Quickly relating to the second part of the question but how privacy can be an enabler of this social good initiatives, the data revolution is there.  It's been there for a long time and it's definitely part of the solution to many things that we're trying to solve.  But it's not the solution.  So it's really important to consider what other elements need to be put in place to be able to fully maximize on the benefits of all these different initiatives. 

And the last point I want to make on that is around evaluation and audit all these social good initiatives.  Are we considering and reevaluating how successful they have been, what were the failures and benefits and how do we assess to ensure that we're not making the same mistakes over and over again, particularly how hard it is to have a data trail.  The data have a life cycle that are very hard to trace.  How do we ensure that that process is transparent so that we can understand what the implications are from the point of collection to the point of multiple uses in the future.

>> YIANNIS THEODOROU:   Thanks just swiftly over to hear the regulator's perspective.  So Fernando, over to you. 
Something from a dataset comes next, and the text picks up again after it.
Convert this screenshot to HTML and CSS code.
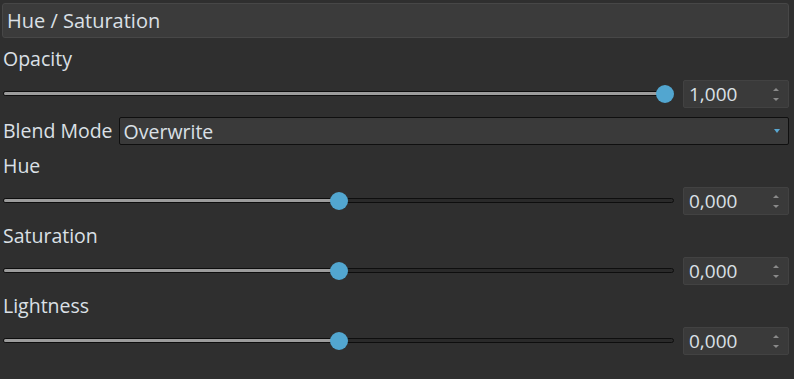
FILE: index.html
```html
<!DOCTYPE html>
<html lang="en">
<head>
  <meta charset="UTF-8" />
  <meta name="viewport" content="width=device-width, initial-scale=1.0"/>
  <title>Hue / Saturation</title>
  <link rel="stylesheet" href="styles.css">
</head>
<body>

  <div class="panel">
    <div class="panel-title">Hue / Saturation</div>

    <div class="label">Opacity</div>
    <div class="slider-row">
      <div class="slider">
        <div class="track"><div class="fill" style="width: 100%"></div></div>
        <div class="thumb-range"><div class="thumb" style="left: 100%"></div></div>
      </div>
      <div class="spin">
        <span class="spin-value">1,000</span>
        <span class="spin-arrows"><i class="up"></i><i class="down"></i></span>
      </div>
    </div>

    <div class="blend-row">
      <div class="label">Blend Mode</div>
      <div class="select">
        <span>Overwrite</span>
        <i class="select-arrow"></i>
      </div>
    </div>

    <div class="label">Hue</div>
    <div class="slider-row">
      <div class="slider">
        <div class="track"><div class="fill" style="width: 50%"></div></div>
        <div class="thumb-range"><div class="thumb" style="left: 50%"></div></div>
      </div>
      <div class="spin">
        <span class="spin-value">0,000</span>
        <span class="spin-arrows"><i class="up"></i><i class="down"></i></span>
      </div>
    </div>

    <div class="label">Saturation</div>
    <div class="slider-row">
      <div class="slider">
        <div class="track"><div class="fill" style="width: 50%"></div></div>
        <div class="thumb-range"><div class="thumb" style="left: 50%"></div></div>
      </div>
      <div class="spin">
        <span class="spin-value">0,000</span>
        <span class="spin-arrows"><i class="up"></i><i class="down"></i></span>
      </div>
    </div>

    <div class="label">Lightness</div>
    <div class="slider-row">
      <div class="slider">
        <div class="track"><div class="fill" style="width: 50%"></div></div>
        <div class="thumb-range"><div class="thumb" style="left: 50%"></div></div>
      </div>
      <div class="spin">
        <span class="spin-value">0,000</span>
        <span class="spin-arrows"><i class="up"></i><i class="down"></i></span>
      </div>
    </div>
  </div>

</body>
</html>
```

FILE: styles.css
```css
body {
  margin: 0;
  background: #2f2f2f;
  font-family: "Open Sans", "Noto Sans", sans-serif;
  font-size: 19.5px;
  color: #dbe0e6;
}

.panel {
  display: flex;
  flex-direction: column;
  gap: 9px;
  padding: 3px 5px 0 2px;
}

.panel-title {
  height: 33px;
  line-height: 33px;
  padding-left: 4px;
  font-size: 20px;
  background: #3b3b3b;
  border: 1px solid #474747;
  border-radius: 3px;
}

.label {
  height: 24px;
  line-height: 24px;
  padding-left: 1px;
}

.slider-row {
  display: flex;
  align-items: center;
  gap: 9px;
  height: 28px;
}

.slider {
  flex: 1;
  position: relative;
  height: 18px;
  margin-left: 1px;
}

.track {
  position: absolute;
  left: 0;
  right: 0;
  top: 6px;
  height: 3px;
  border: 1px solid #0e0e0e;
  border-radius: 3px;
  background: #2a2a2a;
  overflow: hidden;
}

.fill {
  height: 100%;
  background: #9c9c9c;
}

.thumb-range {
  position: absolute;
  left: 9px;
  right: 9px;
  top: 0;
  height: 18px;
}

.thumb {
  position: absolute;
  top: 0;
  width: 18px;
  height: 18px;
  margin-left: -9px;
  border-radius: 50%;
  background: #52a6d0;
}

.spin {
  width: 90px;
  height: 26px;
  display: flex;
  align-items: center;
  justify-content: space-between;
  padding: 0 9px 0 5px;
  background: #3a3a3a;
  border: 1px solid #424242;
  border-radius: 2px;
}

.spin-value {
  line-height: 26px;
  font-size: 19px;
}

.spin-arrows {
  display: flex;
  flex-direction: column;
  gap: 7px;
}

.spin-arrows i {
  width: 0;
  height: 0;
  border-left: 3px solid transparent;
  border-right: 3px solid transparent;
}

.spin-arrows .up {
  border-bottom: 3px solid #8a8a8a;
}

.spin-arrows .down {
  border-top: 3px solid #8a8a8a;
}

.blend-row {
  display: flex;
  align-items: center;
  gap: 6px;
  height: 28px;
}

.select {
  flex: 1;
  height: 26px;
  display: flex;
  align-items: center;
  justify-content: space-between;
  padding: 0 8px 0 4px;
  background: #3a3a3a;
  border: 1px solid #0f0f0f;
  border-radius: 2px;
}

.select-arrow {
  width: 0;
  height: 0;
  border-left: 3px solid transparent;
  border-right: 3px solid transparent;
  border-top: 4px solid #5aa8d2;
}
```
>> FERNANDO SOSA:  Thank you very much and I am very pleased to be here today.  I am going to make my remarks based on the questions posed by attendees.  Firstly, privacy can never be thought of or understood as a hindrance under any circumstances.  In our country, at least in Mexico, privacy is basic right.  It's a right that is necessary for citizens.  And within this rationale, any gathering of information has to guarantee certain minimum standards.  First consent.  Consent is very important because the ‑‑ consent is obtained for general data and sensitive data as well like health data.  So any information that is going to be collected, you have to be asked about it.  So if the data involves health data, it has to be written and it has to be expressed consent for the use of that data.  And there has to be a very specific design of security measures.  And if any of those measures are not met, then it would be prone to privacy breaches. 
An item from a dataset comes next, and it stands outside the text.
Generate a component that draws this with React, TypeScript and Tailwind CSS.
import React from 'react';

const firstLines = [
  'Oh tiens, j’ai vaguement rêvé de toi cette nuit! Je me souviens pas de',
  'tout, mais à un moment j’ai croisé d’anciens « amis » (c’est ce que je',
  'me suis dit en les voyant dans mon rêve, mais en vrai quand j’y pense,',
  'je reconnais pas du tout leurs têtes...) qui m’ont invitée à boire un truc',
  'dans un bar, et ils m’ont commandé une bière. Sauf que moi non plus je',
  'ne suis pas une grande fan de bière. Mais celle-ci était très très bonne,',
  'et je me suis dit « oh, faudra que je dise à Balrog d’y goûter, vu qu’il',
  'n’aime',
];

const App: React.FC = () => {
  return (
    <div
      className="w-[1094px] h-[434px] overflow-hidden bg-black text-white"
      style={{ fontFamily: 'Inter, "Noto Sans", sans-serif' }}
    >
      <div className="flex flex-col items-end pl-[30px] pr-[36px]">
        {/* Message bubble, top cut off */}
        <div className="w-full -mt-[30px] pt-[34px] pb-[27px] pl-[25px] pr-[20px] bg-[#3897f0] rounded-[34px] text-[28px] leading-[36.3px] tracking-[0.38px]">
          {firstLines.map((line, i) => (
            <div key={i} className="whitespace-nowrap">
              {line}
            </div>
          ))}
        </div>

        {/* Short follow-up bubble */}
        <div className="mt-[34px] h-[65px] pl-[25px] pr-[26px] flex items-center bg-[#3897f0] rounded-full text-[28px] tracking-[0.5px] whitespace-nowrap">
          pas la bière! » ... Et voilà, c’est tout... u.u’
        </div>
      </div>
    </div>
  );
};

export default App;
And responding to the two questions that were asked, any information that is linked to big data has to be thought of as fulfilling two principles.  The principle of quality and purpose.  The information that you want to gather has to be accurate, correct, and pertinent.  And there is a legal obligation of the user of that information to maintain the information accurate, complete, and relevant at all times.  And the information that is obtained must be collected for a specific purpose and the purpose that it is intended for.  So you are going to ‑‑ if you are going to collect information for a certain purpose, then have you to use it for that purpose and that purpose alone, otherwise we would be breaching the principle of purpose.  And as a regulator, when you start drawing all these minimum requirements for the information, we tend to think of them as hindrances, but I don't believe these are hindrances.  I believe that these are the minimum requirements that are to be met with the information so that they meet all legal purposes and all purposes of social good.  So what is the approach we must have in order to understand ‑‑ to understand privacy as something binding to big data? 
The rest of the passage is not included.